Цель курса — научить студентов искать способы самовыражения в мире, где «будущее писательства — в совладании с пустотой». Студент-отличник на курсе «Некреативного письма» — это в перспективе «неоригинальный гений». Так литературный критик Марджори Перлофф обозначает новый образ творца в информационном гипертехнологическом пространстве, где вместо накопления и производства информации ценится умение ее использовать — акт толчка языка и сопутствующее ему эмоциональное перемещение выходят в приоритет.
Идеальный пример неоригинального гения — Берроуз с его методом нарезок, писатель, назвать которого подражательным язык не повернется ни в страшном сне, ни в наркотическом приходе. Как и упоминаемого выше Джонатана Летема, в чьем эссе на десять с лишним страниц нет ни одной строчки, написанной им самим.
Для тех, кто предпочитает визуальное текстуальному, — другой, более свежий пример. Режиссер Жан-Люк Годар, патриарх французской новой волны и истовый революционер от кинематографа заполучил спецприз и самую высокую оценку критиков на Каннском фестивале 2018 года за фильм «Образ и речь». Фильм, целиком составленный из бесчисленных видеообрывков, где кадры из Сокурова и Аристакисяна соседствуют со съемками казней боевиков запрещенной в России ИГИЛ, а картины Леонардо в Лувре — с «Безумным Пьеро» самого Годара. «Поздний Джойс», как назвал режиссера кинокритик Антон Долин, — это еще одна формула «неоригинальной гениальности», пусть и значительно усложненная.
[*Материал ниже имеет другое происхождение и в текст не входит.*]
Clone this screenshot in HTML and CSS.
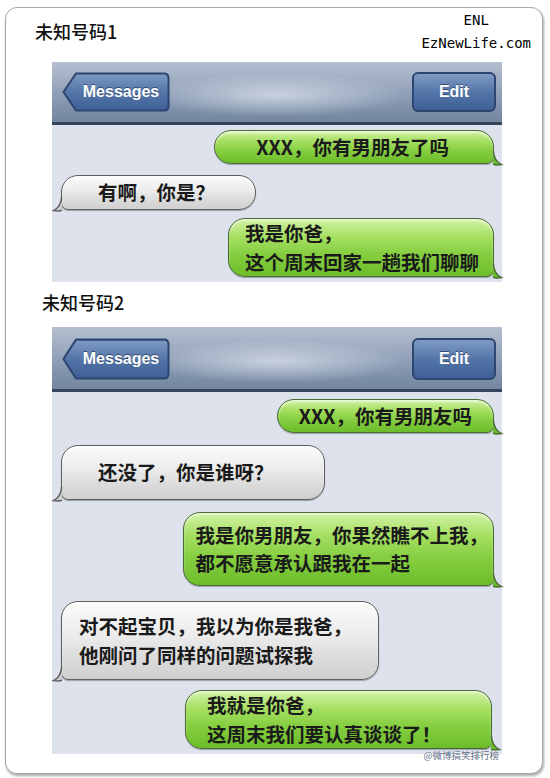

Уже по этим именам можно сказать, что для современной культуры плагиат — это не просто допустимая техника работы, на которую иногда можно закрыть глаза, но легализованный и полезный способ рефлексии.
Ибо, как проповедует Голдсмит, «культуре, где большинство поп-песен построено из сэмплов, а одежда быстро выходит из моды», приходится признать, что копия может быть лучше оригинала или как минимум настолько же хороша.